In Relationships, Silence Isn't Golden

WATCH: Relationship Experts Debate When You Should Self-Silence

Does not rocking the boat guarantee smooth sailing?

Not necessarily, at least when it comes to love. A new study has offered evidence that keeping your thoughts and feelings from your significant other may actually be detrimental to your relationship -- and your health.

So should you always speak up, or are there some cases when it's still best to keep things to yourself?

To answer that question, the Feb. 19 "Early Show" invited relationship experts Cooper Lawrence and Heide Banks and sex therapist Ian Kerner to debate the best ways to handle conflict in a relationship.
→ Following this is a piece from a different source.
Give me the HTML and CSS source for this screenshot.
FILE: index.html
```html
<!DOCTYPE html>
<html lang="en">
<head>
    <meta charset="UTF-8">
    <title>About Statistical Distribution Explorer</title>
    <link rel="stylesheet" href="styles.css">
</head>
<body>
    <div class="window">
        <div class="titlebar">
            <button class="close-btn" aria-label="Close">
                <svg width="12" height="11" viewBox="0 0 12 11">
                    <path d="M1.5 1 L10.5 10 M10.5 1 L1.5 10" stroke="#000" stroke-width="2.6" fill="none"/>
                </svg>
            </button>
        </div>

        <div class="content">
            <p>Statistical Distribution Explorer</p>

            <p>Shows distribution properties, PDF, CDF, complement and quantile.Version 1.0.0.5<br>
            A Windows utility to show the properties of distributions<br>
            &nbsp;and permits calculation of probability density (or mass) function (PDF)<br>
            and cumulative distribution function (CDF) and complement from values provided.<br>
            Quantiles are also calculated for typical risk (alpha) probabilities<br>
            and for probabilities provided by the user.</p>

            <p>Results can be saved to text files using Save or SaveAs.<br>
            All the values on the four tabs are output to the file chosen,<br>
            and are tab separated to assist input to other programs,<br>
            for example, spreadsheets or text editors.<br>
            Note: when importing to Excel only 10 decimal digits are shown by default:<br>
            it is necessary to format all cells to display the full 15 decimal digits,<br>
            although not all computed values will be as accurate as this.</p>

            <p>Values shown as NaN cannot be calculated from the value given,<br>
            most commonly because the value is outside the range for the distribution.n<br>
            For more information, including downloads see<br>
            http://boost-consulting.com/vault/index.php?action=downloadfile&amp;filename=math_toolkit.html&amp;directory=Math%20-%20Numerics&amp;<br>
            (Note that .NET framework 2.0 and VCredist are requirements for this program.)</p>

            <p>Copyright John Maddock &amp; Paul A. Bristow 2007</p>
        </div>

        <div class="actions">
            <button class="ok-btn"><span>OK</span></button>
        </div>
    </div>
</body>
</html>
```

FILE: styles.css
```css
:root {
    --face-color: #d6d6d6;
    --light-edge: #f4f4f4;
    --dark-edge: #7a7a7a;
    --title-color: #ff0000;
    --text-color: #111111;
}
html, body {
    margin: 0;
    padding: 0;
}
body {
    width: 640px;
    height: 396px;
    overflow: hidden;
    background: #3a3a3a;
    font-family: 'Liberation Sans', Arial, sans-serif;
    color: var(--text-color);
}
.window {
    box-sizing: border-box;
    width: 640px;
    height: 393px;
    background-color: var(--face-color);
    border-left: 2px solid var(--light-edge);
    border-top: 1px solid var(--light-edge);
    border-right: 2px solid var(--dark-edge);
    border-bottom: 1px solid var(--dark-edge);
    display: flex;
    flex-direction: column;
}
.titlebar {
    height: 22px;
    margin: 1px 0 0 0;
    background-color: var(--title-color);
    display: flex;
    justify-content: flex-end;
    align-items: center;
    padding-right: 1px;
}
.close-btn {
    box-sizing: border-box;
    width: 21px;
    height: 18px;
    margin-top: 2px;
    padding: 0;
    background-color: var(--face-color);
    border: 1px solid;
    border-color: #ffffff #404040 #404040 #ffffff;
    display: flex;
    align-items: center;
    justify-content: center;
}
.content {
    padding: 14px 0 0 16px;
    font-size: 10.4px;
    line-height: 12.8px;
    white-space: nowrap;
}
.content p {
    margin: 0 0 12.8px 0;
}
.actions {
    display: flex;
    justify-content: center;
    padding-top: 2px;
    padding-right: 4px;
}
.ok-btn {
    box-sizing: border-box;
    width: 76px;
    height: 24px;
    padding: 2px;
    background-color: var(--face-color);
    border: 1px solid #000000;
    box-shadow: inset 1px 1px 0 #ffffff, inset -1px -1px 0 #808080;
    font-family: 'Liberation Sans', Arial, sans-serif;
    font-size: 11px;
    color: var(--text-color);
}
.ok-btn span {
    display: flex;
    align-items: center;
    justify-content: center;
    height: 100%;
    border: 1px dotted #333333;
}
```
The experts agreed that self-silencing is never a good approach. Kerner said, "If you self-silence, you're kind of taking a cowardly approach, because you're not communicating."
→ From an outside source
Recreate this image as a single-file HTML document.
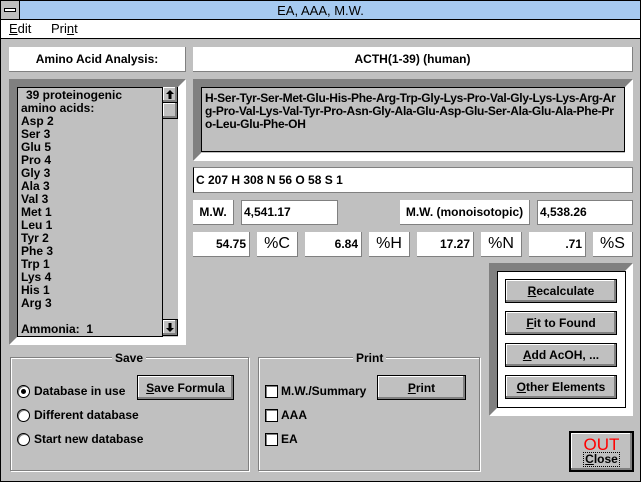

Lawrence pointed out that the biggest self-silencers are women. "We like to keep the peace," she said. "We like to make sure everybody's happy. That's our role." She warned that this could ultimately lead to chronic heart conditions and premature death, as the study suggested.

Banks asserted that some forms of communication may actually be just as detrimental as self-silencing, however. She specifically urged against "dumping," or overloading your significant other with negative, critical statements.

"Instead of saying, 'Honey, I hate when you leave that medicine cabinet open, because when I go in there, I hit my head,'" Banks said, "They're like, 'You always do this!' And that's as detrimental to your health and relationship."

Nevertheless, the experts all agreed that developing tactful communication skills that are respectful of both your partner and yourself is preferable to keeping things to yourself.

"The worst thing you can do, whether you're a man or a woman, is to self-silence," said Kerner.